White presided over the NAACP’s most productive period of legal advocacy. In 1930 the association commissioned the Margold Report, which became the basis for the successful reversal of the separate-but-equal doctrine that had governed public facilities since Plessy v. Ferguson (1896). In 1935, White recruited Charles H. Houston as NAACP chief counsel. Houston was the Howard University law school dean whose strategy on school-segregation cases paved the way for his protégé Thurgood Marshall to prevail in 1954’s Brown v. Board of Education, the decision that overturned Plessy.

During the Great Depression of the 1930s, which was disproportionately disastrous for African Americans, the NAACP began to focus on economic justice. After years of tension with white labor unions, the Association cooperated with the newly formed Congress of Industrial Organizations in an effort to win jobs for black Americans. White, a friend and adviser to First Lady – and NAACP national board member – Eleanor Roosevelt, met with her often in attempt to convince President Franklin D. Roosevelt to outlaw job discrimination in the armed forces, defense industries, and the agencies created by the New Deal.

Roosevelt ultimately agreed to open thousands of jobs to black workers when labor leader A. Philip Randolph, in collaboration with the NAACP, threatened a national March on Washington movement in 1941. President Roosevelt also set up a Fair Employment Practices Committee (FEPC) to ensure compliance.
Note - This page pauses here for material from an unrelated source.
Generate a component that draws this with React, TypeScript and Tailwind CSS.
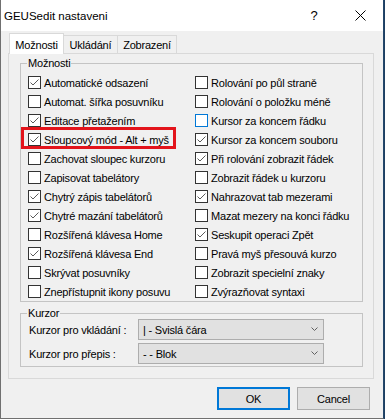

Throughout the 1940s, the NAACP saw enormous growth in membership, recording roughly 600,000 members by 1946. It continued to act as a legislative and legal advocate, pushing for a federal anti-lynching law and for an end to state-mandated segregation.

End of the Century

As de facto racial segregation remained and job discrimination lingered and urban poverty and crime increased, NAACP advocacy and action remained critical for the African American community.

In 1977, Wilkins retired and was replaced by Benjamin L. Hooks – the first leader of the NAACP to be titled “executive director” instead of “executive secretary.” During his fifteen year term, Dr. Hooks implemented many NAACP programs that continue today, such as Women in the NAACP and NAACP ACT-SO (Academic, Cultural, Technological and Scientific Olympics) competitions. Additionally, his term included the Bakke case (1978), in which a California court outlawed several aspects of affirmative action.

In the 1990s, the NAACP struggled to find a leader who could replace the prolific Dr. Hooks. In 1993, Benjamin F. Chavis (now Chavis Muhammad) became executive director/CEO. In 1995, Myrlie Evers-Williams (widow of Medgar Evers) became the third woman to chair the NAACP, a position she held until she was succeeded by Chairman Emeritus Julian Bond in 1998. In 1996, the National Board of Directors selected Kweisi Mfume, a former congressman and head of the Congressional Black Caucus, to serve as president and CEO. In doing so, the board changed the name of the leadership position once more and eliminated the elected office of president.

Start of the New Millenium

The NAACP entered the 21st century reinvigorated and, in 2000, launched a massive get-out-the-vote campaign. As a result, 1 million more African Americans cast their ballots in the 2000 presidential election than in 1996.

The NAACP’s initiatives for the 21st century can best be summarized by its six “Game Changers”: economic sustainability, education, health, public safety and criminal justice, voting rights and political representation, and expanding youth and young adult engagement.

Recent leaders have included Bruce S. Gordon, Benjamin Todd Jealous, Dennis Courtland Hayes, and Cornell William Brooks. Presently, Derrick Johnson serves as President and CEO, and Leon W. Russell serves as chairman of the National Board of Directors.


Yet the real story of the nation’s oldest and largest civil rights organization lies in the hearts and minds of all those who refused to stand idly while race prejudice tarnished our nation. From bold investigations of mob brutality, protests of mass murders, segregation and discrimination, to testimony before congressional committees on the vicious tactics used to bar African Americans from the ballot box, it was the talent and tenacity of NAACP members that saved lives and made change.

While much of NAACP history is chronicled in books, articles, pamphlets, and magazines, the true movement lies in the faces of the multiracial, multigenerational army of ordinary men and women who united to awaken the consciousness of a people and a nation. With such a powerful membership base, all 2,200 chapters of the Association continue to persevere. Together, the NAACP will remain vigilant in its mission until the promise of America is made real for all Americans.